Computer vision has been integrated into many areas of our lives, including facial recognition, augmented reality, autonomous driving, and healthcare. However, making them more accurate and generalizing to real world data alone is no longer sufficient, we have to safe-guard their robustness against malicious attacks in cyberspace.
Compared with the supervised learning that aims to learn a function that, given a sample of data and semantic labels, best approximates the relationship between input and output observable in the data, unsupervised learning infers the natural structure present within a set of data points without any manual labeling. Therefore, to handle increasingly more unlabeled data, unsupervised learning has been widely adopted. However, while unsupervised training delivers more generalizing performance than supervised training, when optimized to tackle a specific task like image classification, unsupervised trained models are actually more vulnerable to adversarial attacks.
We propose to build upon recent adversarial training on unsupervised learning and advance its adversarial robustness. In addition, we aim to detect adversarial inputs in the unsupervised trained feature space and reverse engineer the initially applied perturbation.
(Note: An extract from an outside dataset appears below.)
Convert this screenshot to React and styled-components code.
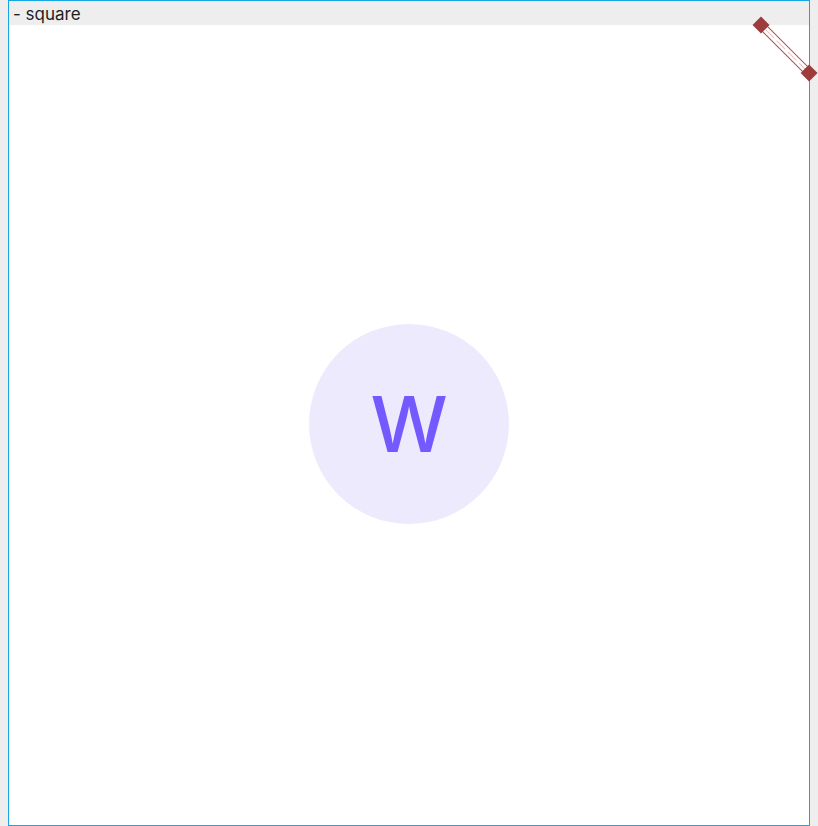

These perturbations are then used to identify single or clusters of different attacks. However, just making the model more robust will sacrifice the performance of the unsupervised learning model in downstream tasks. As in supervised learning, even with a strengthened model, new attacks seem to fool it. Therefore, it is necessary to identify ways to restore the original correct class of detected adversarial inputs. By reverse engineering the initially applied perturbation, it might also become possible to identify single or clusters of adversarial attacks, potentially related to different groups of attackers.
In short, we aim to develop a novel unsupervised learning method that can obtain powerful generalizable representations without any semantic labels, so as to better protect the privacy and resist malicious cyber-attacks while making full use of large amounts of unlabeled data.